▶ _Task directions_: Write out all the lines again, precisely as they stand, but without the images.

** BEGIN Information shown **

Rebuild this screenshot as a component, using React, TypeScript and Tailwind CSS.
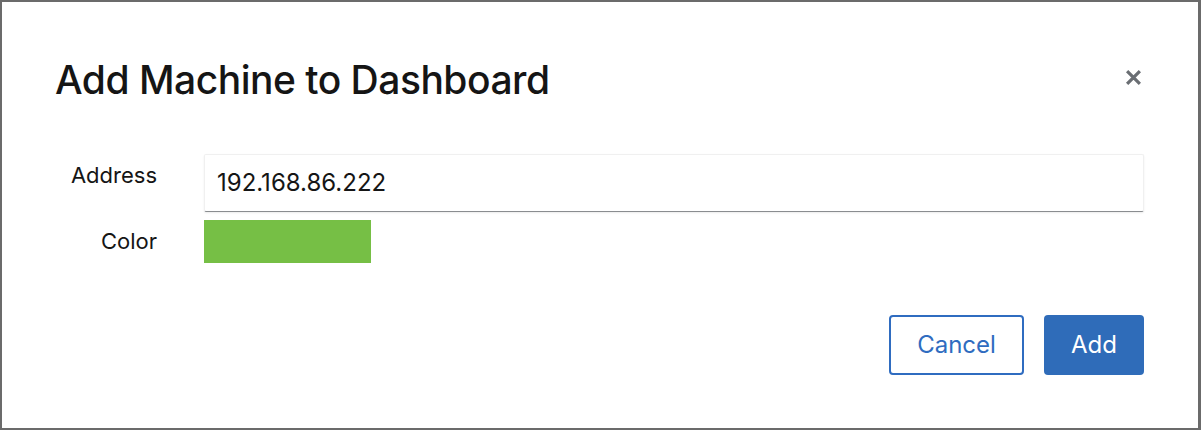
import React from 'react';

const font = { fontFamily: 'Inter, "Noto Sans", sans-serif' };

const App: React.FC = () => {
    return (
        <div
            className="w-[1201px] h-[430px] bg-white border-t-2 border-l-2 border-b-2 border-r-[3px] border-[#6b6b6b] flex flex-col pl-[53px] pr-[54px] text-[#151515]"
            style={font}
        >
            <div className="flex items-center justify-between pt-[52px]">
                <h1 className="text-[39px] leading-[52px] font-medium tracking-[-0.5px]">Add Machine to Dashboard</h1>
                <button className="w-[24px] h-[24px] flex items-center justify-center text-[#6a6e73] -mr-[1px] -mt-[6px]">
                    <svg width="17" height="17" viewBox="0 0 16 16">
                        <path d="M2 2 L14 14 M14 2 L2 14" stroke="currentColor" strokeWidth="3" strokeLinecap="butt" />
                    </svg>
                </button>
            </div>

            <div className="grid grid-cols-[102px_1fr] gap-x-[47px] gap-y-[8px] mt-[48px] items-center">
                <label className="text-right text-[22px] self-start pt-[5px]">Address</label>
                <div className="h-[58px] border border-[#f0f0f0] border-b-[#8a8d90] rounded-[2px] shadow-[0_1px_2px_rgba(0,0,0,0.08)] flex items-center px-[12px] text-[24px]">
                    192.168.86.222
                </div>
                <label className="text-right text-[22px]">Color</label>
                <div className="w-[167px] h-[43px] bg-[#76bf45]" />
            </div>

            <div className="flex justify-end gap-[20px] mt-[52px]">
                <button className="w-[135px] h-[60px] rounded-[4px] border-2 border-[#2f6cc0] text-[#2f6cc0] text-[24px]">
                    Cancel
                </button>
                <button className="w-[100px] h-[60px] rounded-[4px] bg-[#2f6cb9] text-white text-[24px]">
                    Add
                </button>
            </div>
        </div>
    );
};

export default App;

** END Information shown **

▶ _Expected answer_:
Rebuild this screenshot as a component, using React, TypeScript and Tailwind CSS.
import React from 'react';

const font = { fontFamily: 'Inter, "Noto Sans", sans-serif' };

const App: React.FC = () => {
    return (
        <div
            className="w-[1201px] h-[430px] bg-white border-t-2 border-l-2 border-b-2 border-r-[3px] border-[#6b6b6b] flex flex-col pl-[53px] pr-[54px] text-[#151515]"
            style={font}
        >
            <div className="flex items-center justify-between pt-[52px]">
                <h1 className="text-[39px] leading-[52px] font-medium tracking-[-0.5px]">Add Machine to Dashboard</h1>
                <button className="w-[24px] h-[24px] flex items-center justify-center text-[#6a6e73] -mr-[1px] -mt-[6px]">
                    <svg width="17" height="17" viewBox="0 0 16 16">
                        <path d="M2 2 L14 14 M14 2 L2 14" stroke="currentColor" strokeWidth="3" strokeLinecap="butt" />
                    </svg>
                </button>
            </div>

            <div className="grid grid-cols-[102px_1fr] gap-x-[47px] gap-y-[8px] mt-[48px] items-center">
                <label className="text-right text-[22px] self-start pt-[5px]">Address</label>
                <div className="h-[58px] border border-[#f0f0f0] border-b-[#8a8d90] rounded-[2px] shadow-[0_1px_2px_rgba(0,0,0,0.08)] flex items-center px-[12px] text-[24px]">
                    192.168.86.222
                </div>
                <label className="text-right text-[22px]">Color</label>
                <div className="w-[167px] h-[43px] bg-[#76bf45]" />
            </div>

            <div className="flex justify-end gap-[20px] mt-[52px]">
                <button className="w-[135px] h-[60px] rounded-[4px] border-2 border-[#2f6cc0] text-[#2f6cc0] text-[24px]">
                    Cancel
                </button>
                <button className="w-[100px] h-[60px] rounded-[4px] bg-[#2f6cb9] text-white text-[24px]">
                    Add
                </button>
            </div>
        </div>
    );
};

export default App;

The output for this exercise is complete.